THE USE OF K-MEANS plus plus FOR APPROXIMATE SPECTRAL CLUSTERING OF LARGE DATASETS


Yalcin B., TAŞDEMİR K.

22nd IEEE Signal Processing and Communications Applications Conference (SIU), Trabzon, Turkey, 23 - 25 April 2014, pp.220-223 identifier

  • Publication Type: Conference Paper / Full Text
  • City: Trabzon
  • Country: Turkey
  • Page Numbers: pp.220-223

Abstract

Spectral clustering (SC) has been commonly used in recent years, thanks to its nonparametric model, its ability to extract clusters of different manifolds and its easy application. However, SC is infeasible for large datasets because of its high computational cost and memory requirement.
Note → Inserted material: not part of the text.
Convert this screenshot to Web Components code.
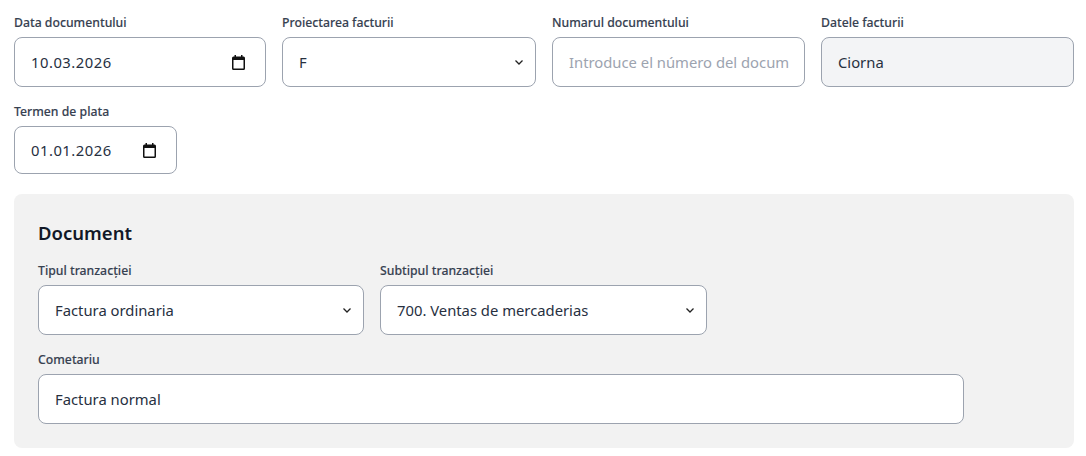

To address this challenge, approximate spectral clustering (ASC) has been proposed for large datasets. ASC involves two steps: firstly limited number of data representatives (also known as prototypes) are selected by sampling or quantization methods, then SC is applied to these representatives using various similarity criteria. In this study, several quantization and sampling methods are compared for ASC. Among them, k-means++, which is a recently popular algorithm in clustering, is used to select prototypes in ASC for the first time. Experiments on different datasets indicate that k-means++ is a suitable alternative to neural gas and selective sampling in terms of accuracy and computational cost.